The USCCB socially responsible investment guidelines have a category specifically on protecting the environment.  So, if we determine that Exxon Mobil's business has an adverse effect on the environment, we may not want to invest in it.  About 81% of each barrel of oil goes into making fuel including gasoline, jet fuel and diesel fuel, all of which produce carbon dioxide when burned.  Is it unethical to produce a product that contributes to global warming?  Well, is it unethical to drive a car that burns gasoline?  It's sort of in a grey area, but there is some responsibility on all parties, whether it is Exxon Mobil making the fuel or the end user burning the fuel.

Exxon Mobil is an oil company, but it can also be argued that it is an energy company.  Unlike its counterparts, such as British Petroleum, it invests relatively little in renewable energy.  It was also alleged that it funded global warming skeptics.  Exxon Mobil itself was ranked poorly by the Political Economy Research Institute as a pollutant emitter.  Overall, Exxon Mobil does not have a very good image in terms of protecting our environment.

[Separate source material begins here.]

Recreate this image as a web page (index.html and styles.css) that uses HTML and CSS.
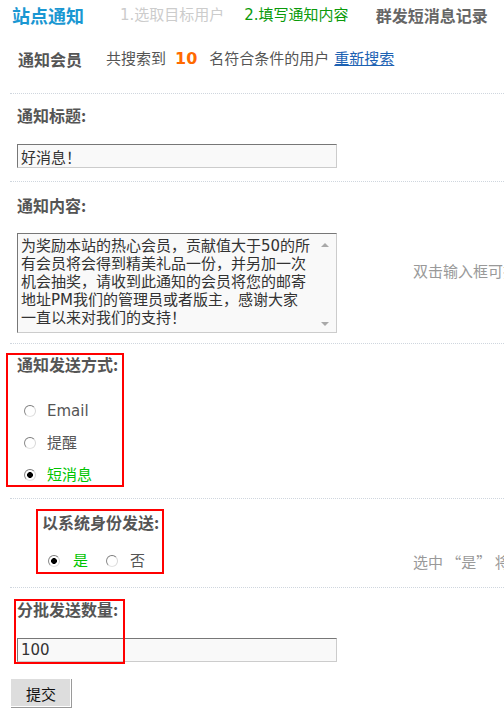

In the end, is Exxon Mobil harming our environment?  Directly...probably, with its own emissions.  Indirectly...absolutely, because its main products are fuels.  What is worse is that it has very interest in shifting its own paradigm from fossil fuels to renewable energy.  It is both harming the environment, and also not striving to protect it.  It gets a 3 out of 10 for Meaning.

Meaning Score: 3 / 10

Moat Score: 3 / 10
Margin of Safety Score: 2 / 10
Management Score: 8/ 10
Meaning Score: 3 / 10
OVERALL (not an average): 3 / 10

The only good score that Exxon Mobil obtained was Management.  Otherwise, this company is most definitely not "investable"!  It has little moat because its products are commodities; the stock is overvalued; and it is not the most environmentally friendly company out there.  I'd stay away from it!